A. Elevators. I would look into increasing periodic inspections of elevators. I would also compel landlords who must comply with ADA, and other regulations to ensure that their elevators are in accordance with all local, state, and federal laws. I would direct that our city’s housing department strictly, diligently, efficiently, yet fairly enforce these laws, and would urge our courts to issue per diem sanctions for landlords failing to remedy any problems.
B. Lead Paint. Our Health Department needs not only coordinate with residential inspectors, but we should also be using to the fullest extent county and state resources to assist us in identifying and enforcing the reduction of lead based hazards.
C. Condemnation Code. I believe we can do better in the tenant notification process. I would direct my departments to examine how we could best assist tenants with relocation services and/or transitional housing.
8. Tenant Rights. Cleveland has just passed an ordinance that supplements the Ohio Landlord/Tenant law to provide more protections and remedies for tenants. How will you assure residents that their rights under the new law will be protected and enforced, especially in relation to security?
As the city’s chief administrative officer, the Mayor takes an oath to enforce the City of Cleveland fairly and impartially.
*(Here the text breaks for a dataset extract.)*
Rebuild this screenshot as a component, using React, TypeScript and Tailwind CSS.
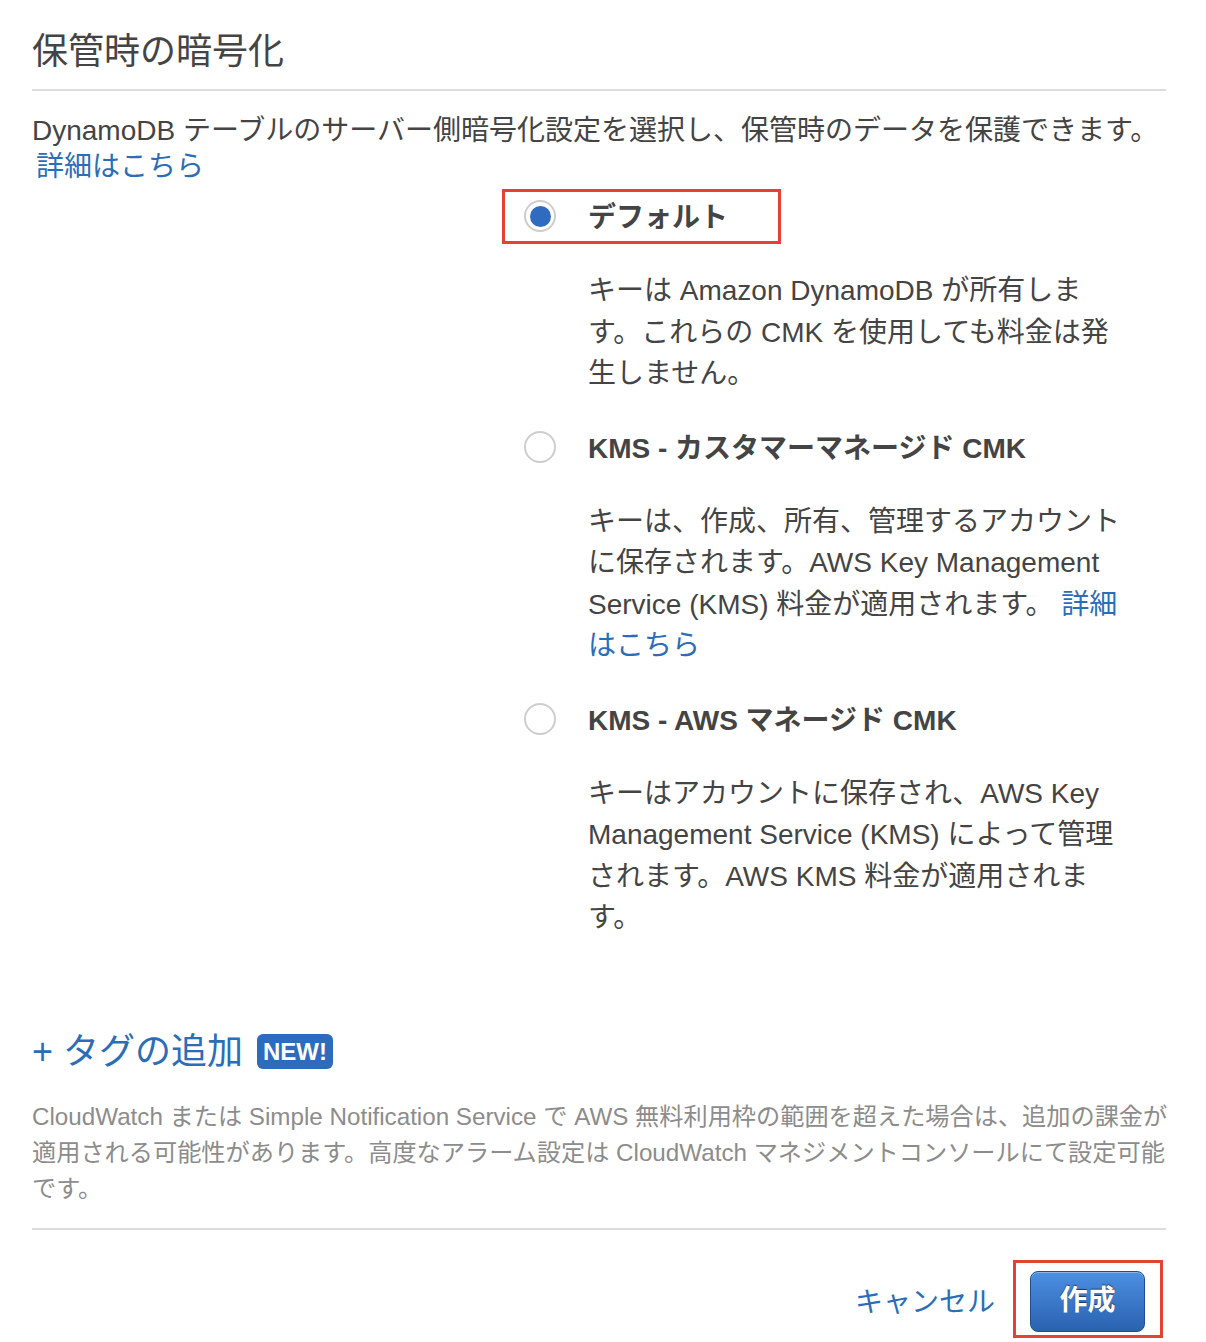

If I have the privilege of being elected Mayor, I intend to adhere to the letter and the spirit of my oath and will enforce this, and all other ordinances to the best of my ability.
My administration will examine how to best endure that tenants are made aware of their rights as Cleveland residents, and I would work with our court systems to determine how we can best assist tenants in enforcing their rights under our new ordinance.